Sumatra has a tendency to crash and fails to render more complex pdfs though

20 tabs normally aren't enough to fill 8gb of ram
and even if they did, it wouldn't just slow down your laptop unless you have swap

80 Tabs. Read it again.

>20 tabs over 4 instances
>over
I'm pretty sure I know my English

Left out the word each, my bad. Meant to day 20 tabs over 4 instances of Firefox *each* amounting to 80 tabs. Most of which is hentai.

/thread

Why would you run multiple instances of Firefox?

why the fuck would i want shit to thrash my storage instead of using fast ram? because that's why everything used to be slow a while ago

Because he CAN.

Nice doubly doos.

And I run 4 different workspaces. Keep Firefox on the side for each one. I have my main space which is vertical terminal/pavucontrol, youtube on the second page, email on the third, and what ever monitoring application I may be using on the fourth. Firefox is open on the right side in each page.

Shits the tits bruh

Yes, but on the other hand, more memory and computing power allows people to use high level languages and unoptimized brute force algorithms, and that in turn allows software companies to use Pajeets as programmers, making software development much cheaper. Wouldn't have all these cool apps if it took a CS degree to make anything that actually runs.

>email on the third
I thought e-mail clients exist for e-mail.

/thread

user, wtf are you doing?
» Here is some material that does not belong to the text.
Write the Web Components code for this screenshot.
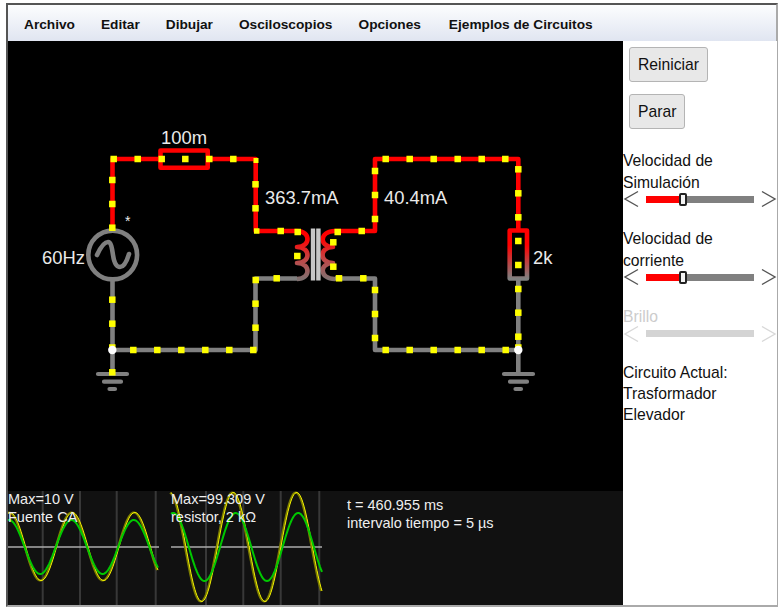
<!DOCTYPE html>
<html>
<head>
<meta charset="utf-8">
<style>
  html, body { margin: 0; padding: 0; background: #fff; }
  body { font-family: "Liberation Sans", Arial, sans-serif; }
</style>
</head>
<body>
<sim-app>
  <sim-menu slot="menu">
    <span>Archivo</span><span>Editar</span><span>Dibujar</span><span>Osciloscopios</span><span>Opciones</span><span>Ejemplos de Circuitos</span>
  </sim-menu>
  <circuit-canvas slot="canvas"></circuit-canvas>
  <sim-panel slot="panel">
    <sim-button>Reiniciar</sim-button>
    <sim-button>Parar</sim-button>
    <sim-slider label="Velocidad de Simulación" value="31"></sim-slider>
    <sim-slider label="Velocidad de corriente" value="31"></sim-slider>
    <sim-slider label="Brillo" value="0" disabled></sim-slider>
    <div style="font-size:15.7px;line-height:21px;margin-top:8px;color:#111">Circuito Actual:<br>Trasformador<br>Elevador</div>
  </sim-panel>
</sim-app>
<script>
  const appTemplate = document.createElement("template");
  appTemplate.innerHTML = `
<style>
  :host {
    display: block;
    box-sizing: border-box;
    width: 772px;
    height: 604px;
    margin: 3px 0 0 6px;
    border: 2px solid #aaa;
    border-top-color: #555;
    border-left-color: #555;
    background: #fff;
  }
  .body { display: flex; height: 564px; }
  ::slotted([slot="canvas"]) { flex: none; }
  ::slotted([slot="panel"]) { flex: 1; }
</style>
<slot name="menu"></slot>
<div class="body">
  <slot name="canvas"></slot>
  <slot name="panel"></slot>
</div>`;
  class SimApp extends HTMLElement {
    constructor() {
      super();
      this.attachShadow({ mode: "open" }).appendChild(appTemplate.content.cloneNode(true));
    }
  }
  customElements.define("sim-app", SimApp);

  const menuTemplate = document.createElement("template");
  menuTemplate.innerHTML = `
<style>
  :host {
    display: flex;
    box-sizing: border-box;
    height: 36px;
    align-items: center;
    gap: 26px;
    padding: 2px 16px 0;
    background: linear-gradient(#fcfdfe, #e0e5f1);
    font: bold 13.7px "Liberation Sans", Arial, sans-serif;
    color: #111;
  }
  ::slotted(:last-child) { margin-left: 2px; }
</style>
<slot></slot>`;
  class SimMenu extends HTMLElement {
    constructor() {
      super();
      this.attachShadow({ mode: "open" }).appendChild(menuTemplate.content.cloneNode(true));
    }
  }
  customElements.define("sim-menu", SimMenu);

  const buttonTemplate = document.createElement("template");
  buttonTemplate.innerHTML = `
<style>
  :host { display: block; margin: 0 0 12px 6px; }
  button {
    display: block;
    height: 35px;
    padding: 0 8px;
    border: 1px solid #b4b4b4;
    border-radius: 3px;
    background: #e8e8e8;
    color: #111;
    font: 15.7px "Liberation Sans", Arial, sans-serif;
  }
</style>
<button><slot></slot></button>`;
  class SimButton extends HTMLElement {
    constructor() {
      super();
      this.attachShadow({ mode: "open" }).appendChild(buttonTemplate.content.cloneNode(true));
    }
  }
  customElements.define("sim-button", SimButton);

  const sliderTemplate = document.createElement("template");
  sliderTemplate.innerHTML = `
<style>
  :host {
    display: block;
    width: 154px;
    margin: 9px 0 9px;
    color: #111;
    --arrow: #555;
    --fill: #f00;
    --rest: #808080;
  }
  :host([disabled]) { color: #ccc; --arrow: #d8d8d8; --fill: #d4d4d4; --rest: #d4d4d4; }
  .label { font-size: 15.7px; line-height: 21.5px; width: 125px; }
  .row { display: flex; align-items: center; height: 22px; margin-top: -5px; }
  svg { flex: none; display: block; }
  .track { position: relative; flex: 1; height: 7px; margin: 0 7px; background: var(--rest); }
  .fill { height: 100%; background: var(--fill); }
  .thumb {
    position: absolute; top: -3px; width: 4px; height: 9px;
    border: 2px solid #222; border-radius: 2px; background: #f4f4f4;
  }
</style>
<div class="label"></div>
<div class="row">
  <svg width="16" height="18" viewBox="0 0 16 18"><path d="M15 1.5 2 9 15 16.5" fill="none" stroke="var(--arrow)" stroke-width="1.4"/></svg>
  <div class="track"><div class="fill"></div><div class="thumb"></div></div>
  <svg width="16" height="18" viewBox="0 0 16 18"><path d="M1 1.5 14 9 1 16.5" fill="none" stroke="var(--arrow)" stroke-width="1.4"/></svg>
</div>`;
  class SimSlider extends HTMLElement {
    constructor() {
      super();
      this.attachShadow({ mode: "open" }).appendChild(sliderTemplate.content.cloneNode(true));
    }
    connectedCallback() {
      const value = this.getAttribute("value") ?? "0";
      this.shadowRoot.querySelector(".label").textContent = this.getAttribute("label") ?? "";
      this.shadowRoot.querySelector(".fill").style.width = `${value}%`;
      const thumb = this.shadowRoot.querySelector(".thumb");
      thumb.style.left = `${value}%`;
      if (this.hasAttribute("disabled")) thumb.style.display = "none";
    }
  }
  customElements.define("sim-slider", SimSlider);

  const panelTemplate = document.createElement("template");
  panelTemplate.innerHTML = `
<style>
  :host {
    display: flex;
    flex-direction: column;
    align-items: flex-start;
    box-sizing: border-box;
    padding-top: 6px;
    font-family: "Liberation Sans", Arial, sans-serif;
    background: #fff;
  }
</style>
<slot></slot>`;
  class SimPanel extends HTMLElement {
    constructor() {
      super();
      this.attachShadow({ mode: "open" }).appendChild(panelTemplate.content.cloneNode(true));
    }
  }
  customElements.define("sim-panel", SimPanel);

  // coordinates below are page pixels, the viewBox moves them back by the canvas origin
  const RED = "#f00", GRAY = "#808080";
  const wires = [
    ["M112.5 231V159H160", RED],
    ["M208 159H255.7V231H297", RED],
    ["M335 231H375V159H518.3V230", RED],
    ["M297 278.5H255.5V350H112.5", GRAY],
    ["M335 278.5H375V350H518.3", GRAY],
    ["M112.5 280V350", GRAY],
    ["M518.3 279V374", GRAY],
    ["M112.5 350V374", GRAY]
  ];
  const dots = [
    [113.7,159],[137.7,159],[161.7,159],[185.3,159],[209.3,159],[233.3,159],[256,160.5,5],
    [112.3,180],[112.3,204],[112.3,227.7],
    [255.5,184.3],[255.5,208.3],[256.7,231,5.5],[280.7,231],[297.7,232],[297.3,256],
    [337.7,232],[361.7,231],[333.3,242.3],[333.3,266.7],
    [375,219],[375,195],[375,171],[385.7,159],
    [409.7,159],[433.7,159],[457.7,159],[481.7,159],[505.3,159],
    [518.3,169.3],[518.3,193.3],[518.3,217.3],[518.3,241],[518.3,265],[518.3,289],[518.3,312.7],[518.3,336.7],
    [505.7,350],[481.7,350],[457.7,350],[433.7,350],[409.7,350],[385.7,350],
    [375,290],[375,314],[375,338],[363.3,278.3],[339,278.3],
    [276.7,278.3],[255.7,280],[255.5,303.7],[255.5,327.7],
    [253.3,350],[229.3,350],[205.3,350],[181.3,350],[157.3,350],[133.3,350],
    [112.3,299.7],[112.3,323.7],[112.3,347.5],[112.3,372.3],[518.3,347.5]
  ];
  function scopeTrace(x0, x1, mid, amp, period, peak) {
    let d = "";
    for (let x = x0; x <= x1; x++) {
      const y = mid - amp * Math.cos((x - peak) / period * 2 * Math.PI);
      d += `${d ? "L" : "M"}${x} ${y.toFixed(1)}`;
    }
    return d;
  }
  const canvasTemplate = document.createElement("template");
  canvasTemplate.innerHTML = `
<style>
  :host { display: block; width: 615px; height: 564px; background: #000; }
  svg { display: block; }
  text { font-family: "Liberation Sans", Arial, sans-serif; fill: #fff; }
  .big { font-size: 18.4px; fill: #eaeaea; }
  .scope { font-size: 14.5px; fill: #eee; }
</style>
<svg width="615" height="564" viewBox="8 41 615 564">
  <defs>
    <linearGradient id="r2" x1="0" y1="0" x2="0" y2="1"><stop offset="0" stop-color="${RED}"/><stop offset=".3" stop-color="${RED}"/><stop offset="1" stop-color="${GRAY}"/></linearGradient>
    <linearGradient id="c1" x1="0" y1="0" x2="0" y2="1"><stop offset=".15" stop-color="#f00"/><stop offset=".6" stop-color="#c04848"/><stop offset="1" stop-color="#807070"/></linearGradient>
  </defs>
  <rect x="8" y="491" width="615" height="114" fill="#111"/>
  <g fill="none" stroke-linejoin="round" stroke-width="4.6">
    ${wires.map(([d, c]) => `<path d="${d}" stroke="${c}"/>`).join("")}
    <rect x="160.5" y="150.5" width="47.2" height="17.2" stroke="${RED}"/>
    <rect x="509.7" y="230.5" width="17.3" height="48" stroke="url(#r2)"/>
    <path d="M297 231C311 231 311 247 297 247C311 247 311 263 297 263C311 263 311 279 297 279" stroke="url(#c1)"/>
    <path d="M335 231C319 231 319 247 333 247C319 247 319 263 333 263C319 263 319 279 335 279" stroke="url(#c1)"/>
    <path d="M313 228.5V280.5M318.4 228.5V280.5" stroke="#c8c8c8" stroke-width="4.4"/>
    <circle cx="112.7" cy="255" r="24.4" stroke="${GRAY}"/>
    <path d="M97 255Q103 242 108 242C111 242 112 248 113 255C114 262 116 267 120 267Q125 267 129 254" stroke="${GRAY}" stroke-linecap="round"/>
    <path d="M98 374H127M104 381.7H121M109.5 389H115M504 374H533M510 381.7H527M515.5 389H521" stroke="${GRAY}" stroke-linecap="round" stroke-width="4.2"/>
  </g>
  ${dots.map(([x, y, s = 6.5]) => `<rect x="${x - s / 2}" y="${y - s / 2}" width="${s}" height="${s}" fill="#ff0"/>`).join("")}
  <circle cx="112.3" cy="350" r="4.2" fill="#fff"/><circle cx="518.3" cy="350" r="4.2" fill="#fff"/>
  <text class="big" x="161" y="144">100m</text>
  <text class="big" x="265" y="203.5">363.7mA</text>
  <text class="big" x="384" y="203.5">40.4mA</text>
  <text class="big" x="42" y="263.5">60Hz</text>
  <text class="big" x="533" y="263.5">2k</text>
  <text x="125" y="226" font-size="14" style="fill:#eee">*</text>
  <path d="M42.7 491V605M80 491V605M116.7 491V605M155.7 491V605M206 491V605M243.3 491V605M280.7 491V605M319.3 491V605" stroke="#383838" stroke-width="2"/>
  <path d="M8 547H159M171 547H322" stroke="#aaa" stroke-width="1.5"/>
  <g fill="none">
    <path d="${scopeTrace(8, 158, 546.5, 34, 62.4, 10)}" stroke="#7c7c00" stroke-width="2" transform="translate(-1 0)"/>
    <path d="${scopeTrace(8, 158, 546.5, 34, 62.4, 10)}" stroke="#f0f000" stroke-width="1"/>
    <path d="${scopeTrace(8, 158, 547, 27, 62.4, 9)}" stroke="#00c800" stroke-width="2"/>
    <path d="${scopeTrace(171, 322, 547, 54.5, 63.3, 233.4)}" stroke="#7c7c00" stroke-width="2" transform="translate(-1 0)"/>
    <path d="${scopeTrace(171, 322, 547, 54.5, 63.3, 233.4)}" stroke="#f0f000" stroke-width="1"/>
    <path d="${scopeTrace(171, 322, 547, 34, 62.5, 235.7)}" stroke="#00c800" stroke-width="2"/>
  </g>
  <text class="scope" x="8" y="504">Max=10 V</text>
  <text class="scope" x="8" y="522">Fuente CA</text>
  <text class="scope" x="171" y="504">Max=99.309 V</text>
  <text class="scope" x="171" y="522">resistor, 2 kΩ</text>
  <text class="scope" x="347" y="510">t = 460.955 ms</text>
  <text class="scope" x="347" y="528">intervalo tiempo = 5 µs</text>
</svg>`;
  class CircuitCanvas extends HTMLElement {
    constructor() {
      super();
      this.attachShadow({ mode: "open" }).appendChild(canvasTemplate.content.cloneNode(true));
    }
  }
  customElements.define("circuit-canvas", CircuitCanvas);
</script>
</body>
</html>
Stop.

programmers aren't going to care about small memory leaks when everybody has 4gb+ ram

bad programmers, it will only get worse as we move into the age of "stitch shit together until it works and forget about it" development

Both.
Developers aren't restricted by the hardware limitations of the post so just scrap the whole idea of optimization.
So they get lazy because that's just human nature.


Nowadays only tiny projects can afford it.
That's why everyone involved in tiny projects clings to the >muh unix philosophy so much.
"Do one thing and do it well" makes it so once a piece of software has all the planned features included all development efforts go into maintaining it and improving it's performance.